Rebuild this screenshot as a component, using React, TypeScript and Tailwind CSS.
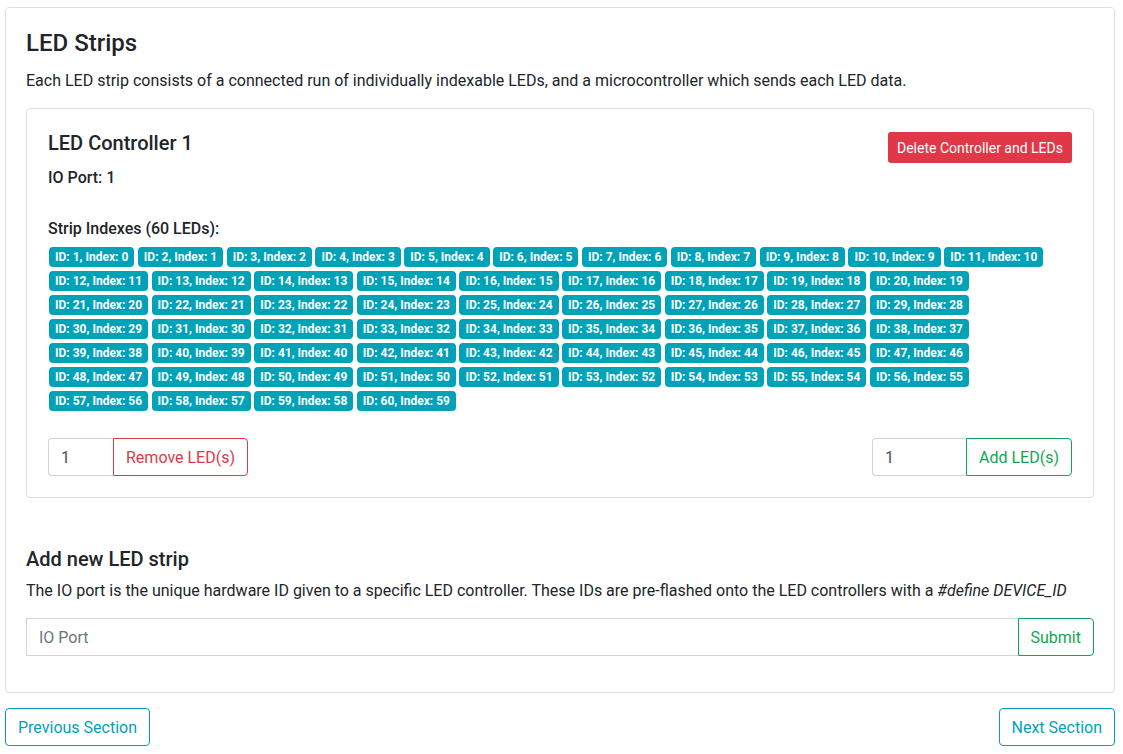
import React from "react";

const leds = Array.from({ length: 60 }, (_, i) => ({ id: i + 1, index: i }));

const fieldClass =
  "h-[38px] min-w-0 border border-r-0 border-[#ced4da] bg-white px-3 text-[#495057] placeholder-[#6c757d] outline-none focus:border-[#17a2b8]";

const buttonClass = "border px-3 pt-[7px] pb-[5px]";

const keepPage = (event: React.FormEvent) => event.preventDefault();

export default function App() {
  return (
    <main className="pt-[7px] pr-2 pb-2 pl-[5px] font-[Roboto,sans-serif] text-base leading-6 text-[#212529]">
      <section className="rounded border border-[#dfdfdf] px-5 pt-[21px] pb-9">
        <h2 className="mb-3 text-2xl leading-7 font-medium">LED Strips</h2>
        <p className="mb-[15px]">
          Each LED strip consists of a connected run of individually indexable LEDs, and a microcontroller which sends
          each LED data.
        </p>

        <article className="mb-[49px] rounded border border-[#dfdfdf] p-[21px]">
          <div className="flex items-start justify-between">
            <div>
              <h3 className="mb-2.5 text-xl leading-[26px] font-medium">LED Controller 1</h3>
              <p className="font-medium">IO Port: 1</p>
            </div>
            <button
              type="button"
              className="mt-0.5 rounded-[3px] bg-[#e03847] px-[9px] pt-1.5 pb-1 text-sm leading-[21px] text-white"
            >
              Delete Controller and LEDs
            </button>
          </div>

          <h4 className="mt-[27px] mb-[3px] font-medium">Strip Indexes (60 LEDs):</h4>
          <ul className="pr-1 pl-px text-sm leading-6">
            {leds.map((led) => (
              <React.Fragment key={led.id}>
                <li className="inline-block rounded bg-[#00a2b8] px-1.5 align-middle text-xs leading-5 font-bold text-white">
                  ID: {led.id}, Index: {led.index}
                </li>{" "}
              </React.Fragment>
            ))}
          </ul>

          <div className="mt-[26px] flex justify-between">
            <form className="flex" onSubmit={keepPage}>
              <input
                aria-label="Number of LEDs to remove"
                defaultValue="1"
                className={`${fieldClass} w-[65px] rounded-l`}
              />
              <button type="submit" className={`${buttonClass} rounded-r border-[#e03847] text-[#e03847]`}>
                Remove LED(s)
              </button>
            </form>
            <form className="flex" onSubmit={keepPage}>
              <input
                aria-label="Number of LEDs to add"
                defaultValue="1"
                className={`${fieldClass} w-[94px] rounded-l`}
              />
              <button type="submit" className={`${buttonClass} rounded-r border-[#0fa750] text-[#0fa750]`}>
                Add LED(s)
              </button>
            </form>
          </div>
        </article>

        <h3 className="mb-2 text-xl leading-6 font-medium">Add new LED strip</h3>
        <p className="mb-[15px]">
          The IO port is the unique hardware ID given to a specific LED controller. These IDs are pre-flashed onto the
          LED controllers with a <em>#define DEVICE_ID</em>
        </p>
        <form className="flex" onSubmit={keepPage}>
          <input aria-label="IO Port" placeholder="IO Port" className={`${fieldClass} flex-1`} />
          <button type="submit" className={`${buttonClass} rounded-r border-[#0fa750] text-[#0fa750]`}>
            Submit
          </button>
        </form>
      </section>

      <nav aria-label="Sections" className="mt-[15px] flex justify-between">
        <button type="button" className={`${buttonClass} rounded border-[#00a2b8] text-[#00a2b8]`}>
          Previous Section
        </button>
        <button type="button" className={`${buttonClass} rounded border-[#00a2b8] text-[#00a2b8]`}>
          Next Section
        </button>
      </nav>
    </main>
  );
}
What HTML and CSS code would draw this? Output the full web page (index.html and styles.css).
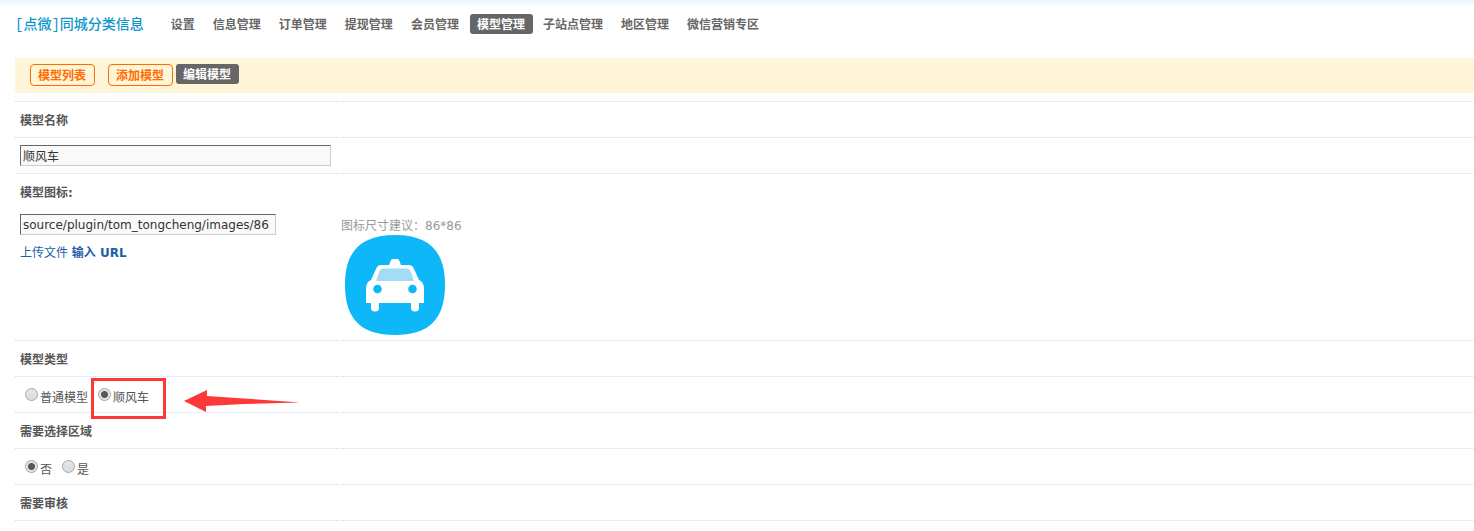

-=-=-

THE TASK:
Write out every entry again word for word, without any of the pictures.

FINISHED TASK:
Rebuild this screenshot as a component, using React, TypeScript and Tailwind CSS.
import React from "react";

const leds = Array.from({ length: 60 }, (_, i) => ({ id: i + 1, index: i }));

const fieldClass =
  "h-[38px] min-w-0 border border-r-0 border-[#ced4da] bg-white px-3 text-[#495057] placeholder-[#6c757d] outline-none focus:border-[#17a2b8]";

const buttonClass = "border px-3 pt-[7px] pb-[5px]";

const keepPage = (event: React.FormEvent) => event.preventDefault();

export default function App() {
  return (
    <main className="pt-[7px] pr-2 pb-2 pl-[5px] font-[Roboto,sans-serif] text-base leading-6 text-[#212529]">
      <section className="rounded border border-[#dfdfdf] px-5 pt-[21px] pb-9">
        <h2 className="mb-3 text-2xl leading-7 font-medium">LED Strips</h2>
        <p className="mb-[15px]">
          Each LED strip consists of a connected run of individually indexable LEDs, and a microcontroller which sends
          each LED data.
        </p>

        <article className="mb-[49px] rounded border border-[#dfdfdf] p-[21px]">
          <div className="flex items-start justify-between">
            <div>
              <h3 className="mb-2.5 text-xl leading-[26px] font-medium">LED Controller 1</h3>
              <p className="font-medium">IO Port: 1</p>
            </div>
            <button
              type="button"
              className="mt-0.5 rounded-[3px] bg-[#e03847] px-[9px] pt-1.5 pb-1 text-sm leading-[21px] text-white"
            >
              Delete Controller and LEDs
            </button>
          </div>

          <h4 className="mt-[27px] mb-[3px] font-medium">Strip Indexes (60 LEDs):</h4>
          <ul className="pr-1 pl-px text-sm leading-6">
            {leds.map((led) => (
              <React.Fragment key={led.id}>
                <li className="inline-block rounded bg-[#00a2b8] px-1.5 align-middle text-xs leading-5 font-bold text-white">
                  ID: {led.id}, Index: {led.index}
                </li>{" "}
              </React.Fragment>
            ))}
          </ul>

          <div className="mt-[26px] flex justify-between">
            <form className="flex" onSubmit={keepPage}>
              <input
                aria-label="Number of LEDs to remove"
                defaultValue="1"
                className={`${fieldClass} w-[65px] rounded-l`}
              />
              <button type="submit" className={`${buttonClass} rounded-r border-[#e03847] text-[#e03847]`}>
                Remove LED(s)
              </button>
            </form>
            <form className="flex" onSubmit={keepPage}>
              <input
                aria-label="Number of LEDs to add"
                defaultValue="1"
                className={`${fieldClass} w-[94px] rounded-l`}
              />
              <button type="submit" className={`${buttonClass} rounded-r border-[#0fa750] text-[#0fa750]`}>
                Add LED(s)
              </button>
            </form>
          </div>
        </article>

        <h3 className="mb-2 text-xl leading-6 font-medium">Add new LED strip</h3>
        <p className="mb-[15px]">
          The IO port is the unique hardware ID given to a specific LED controller. These IDs are pre-flashed onto the
          LED controllers with a <em>#define DEVICE_ID</em>
        </p>
        <form className="flex" onSubmit={keepPage}>
          <input aria-label="IO Port" placeholder="IO Port" className={`${fieldClass} flex-1`} />
          <button type="submit" className={`${buttonClass} rounded-r border-[#0fa750] text-[#0fa750]`}>
            Submit
          </button>
        </form>
      </section>

      <nav aria-label="Sections" className="mt-[15px] flex justify-between">
        <button type="button" className={`${buttonClass} rounded border-[#00a2b8] text-[#00a2b8]`}>
          Previous Section
        </button>
        <button type="button" className={`${buttonClass} rounded border-[#00a2b8] text-[#00a2b8]`}>
          Next Section
        </button>
      </nav>
    </main>
  );
}
What HTML and CSS code would draw this? Output the full web page (index.html and styles.css).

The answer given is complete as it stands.